Rosenberg walked us through how he sees Cruz’s plan working: Say a business buys something for 50 cents at wholesale and has to pay its employees 50 cents, accumulating $1 in costs. Then the business sells the something for $1.10, drawing a 10-cent profit. Under the Cruz plan, Rosenberg said, the business pays the flat tax solely on the 60-cent difference between the $1.10 in sales and the 50 cents spent on the wholesale purchase.

And, Rosenberg noted, there’s another way to pin what Cruz’s plan subjects to the 16 percent tax -- by isolating what the business "makes," the 10 cents, and then adding the 50 cents in employee payroll.

"It’s very fair to interpret what Sen. Rubio said as correct," Rosenberg said, though it’s also worth mention (again) that Cruz’s plan eliminates existing payroll and income taxes. Broadly, Rosenberg didn’t agree that Cruz’s plan whipsaws businesses, saying: "It’s a change in the way they’re taxed. It’s not taxing something twice."

We didn’t hear back from Rubio’s camp about his claim nor did Cruz aides engage.
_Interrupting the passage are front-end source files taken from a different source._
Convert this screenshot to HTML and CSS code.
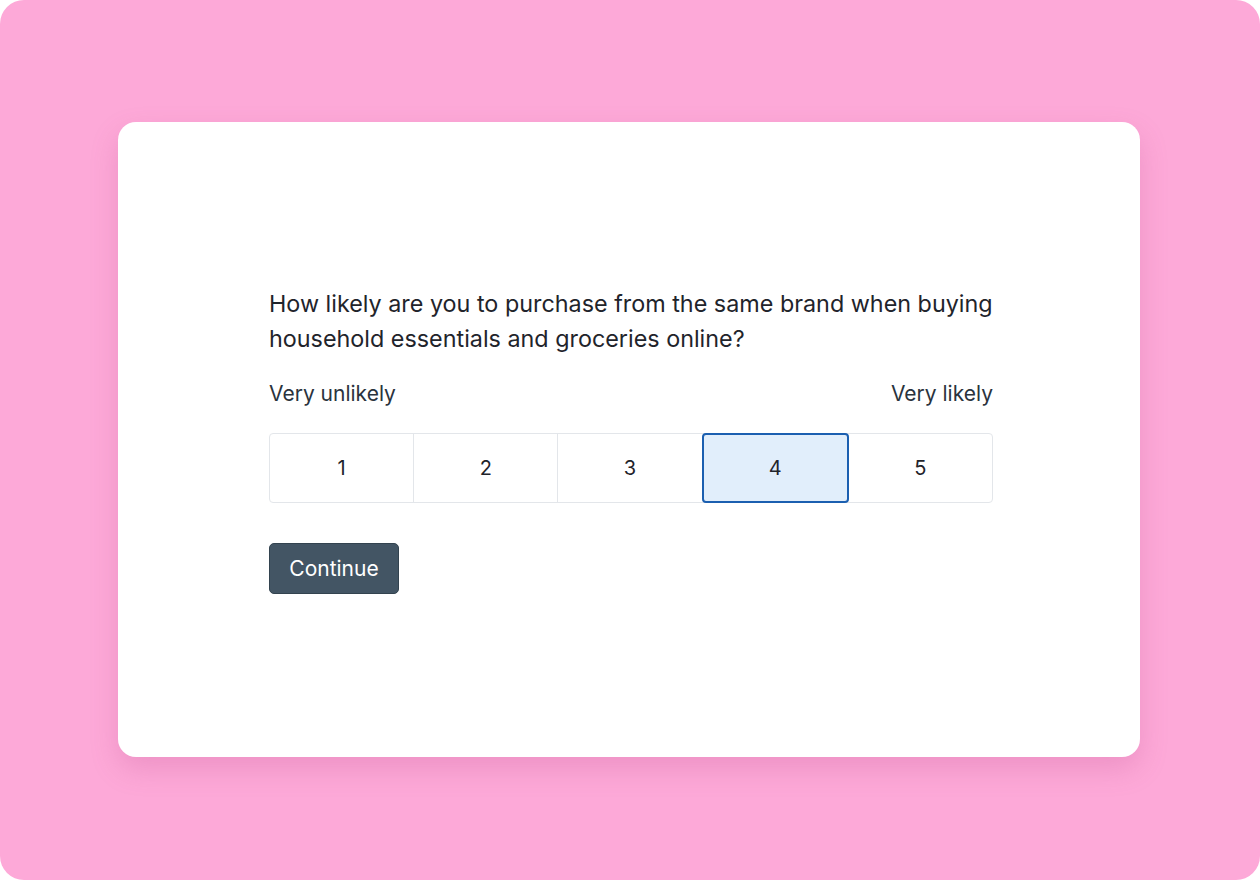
FILE: index.html
```html
<!DOCTYPE html>
<html>
<head>
<meta charset="utf-8">
<link rel="stylesheet" href="styles.css">
</head>
<body>
<div class="stage">
  <div class="card">
    <div class="content">
      <p class="question">How likely are you to purchase from the same brand when buying household essentials and groceries online?</p>
      <div class="labels"><span>Very unlikely</span><span>Very likely</span></div>
      <div class="scale">
        <div class="cell">1</div>
        <div class="cell">2</div>
        <div class="cell">3</div>
        <div class="cell selected">4</div>
        <div class="cell">5</div>
      </div>
      <button class="continue">Continue</button>
    </div>
  </div>
</div>
</body>
</html>
```
FILE: styles.css
```css
html, body { margin: 0; padding: 0; background: #ffffff; }
body { font-family: Inter, "Noto Sans", sans-serif; }
.stage {
  width: 1260px;
  height: 880px;
  background: #fda9d8;
  border-radius: 24px;
  display: flex;
  align-items: flex-start;
  justify-content: flex-start;
  padding-top: 122px;
  padding-left: 118px;
  box-sizing: border-box;
}
.card {
  width: 1022px;
  height: 635px;
  background: #ffffff;
  border-radius: 18px;
  box-shadow: 0 12px 28px rgba(180, 70, 130, 0.22);
  display: flex;
  justify-content: flex-start;
  align-items: flex-start;
  padding-top: 164px;
  padding-left: 151px;
  box-sizing: border-box;
}
.content { width: 724px; }
.question {
  margin: 0;
  font-size: 23.35px;
  line-height: 35px;
  color: #1f242b;
  letter-spacing: 0;
}
.labels {
  display: flex;
  justify-content: space-between;
  margin-top: 24px;
  font-size: 21px;
  line-height: 28px;
  color: #2a333d;
}
.scale {
  display: flex;
  margin-top: 25px;
  height: 70px;
  border: 1px solid #e3e6ea;
  border-radius: 4px;
  box-sizing: border-box;
}
.cell {
  flex: 1;
  display: flex;
  align-items: center;
  justify-content: center;
  font-size: 20px;
  color: #1f242b;
  border-left: 1px solid #e3e6ea;
}
.cell:first-child { border-left: none; }
.cell.selected {
  background: #e1eefb;
  border: 2px solid #1b5fb0;
  border-radius: 4px;
  margin: -1px 0;
}
.cell.selected + .cell { border-left: none; }
.continue {
  margin-top: 40px;
  width: 130px;
  height: 51px;
  background: #435564;
  border: 1px solid #33434f;
  border-radius: 5px;
  color: #ffffff;
  font-family: Inter, "Noto Sans", sans-serif;
  font-size: 21px;
  padding: 0;
  display: block;
}
```
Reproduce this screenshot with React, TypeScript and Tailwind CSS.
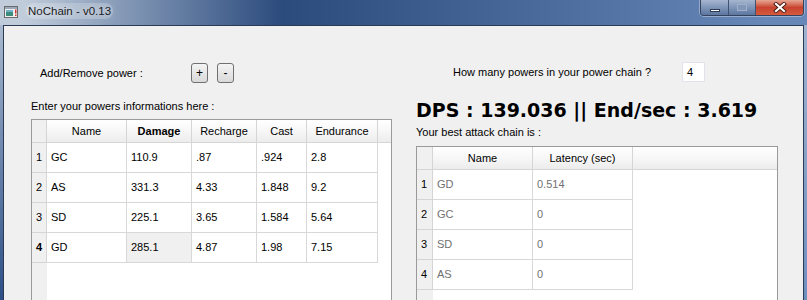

Footnote: A Jan. 14, 2016, foundation post by economist Alan Cole says Cruz and Rubio aren’t proposing entirely distinct tax approaches. "In fact," Cole wrote, "if you put together two taxes from Rubio’s plan (and fiddle with the rates), you can actually synthetically construct the business flat tax from Cruz’s plan!"

Our ruling

Rubio said that under Cruz’s tax plan, "businesses will now have to pay 16 percent on the money they make. They will also have to pay 16 percent on the money they pay their employees."

Under Cruz’s plan, that rate applies both to net income and payroll expenditures though the way this description was phrased by Rubio merits clarification. That is, the 16 percent would not be applied to what a business makes and separately applied again to money paid to employees. Also unsaid: The proposed tax would replace taxes including payroll and income taxes.

We rate this claim Mostly True.


MOSTLY TRUE – The statement is accurate but needs clarification or additional information.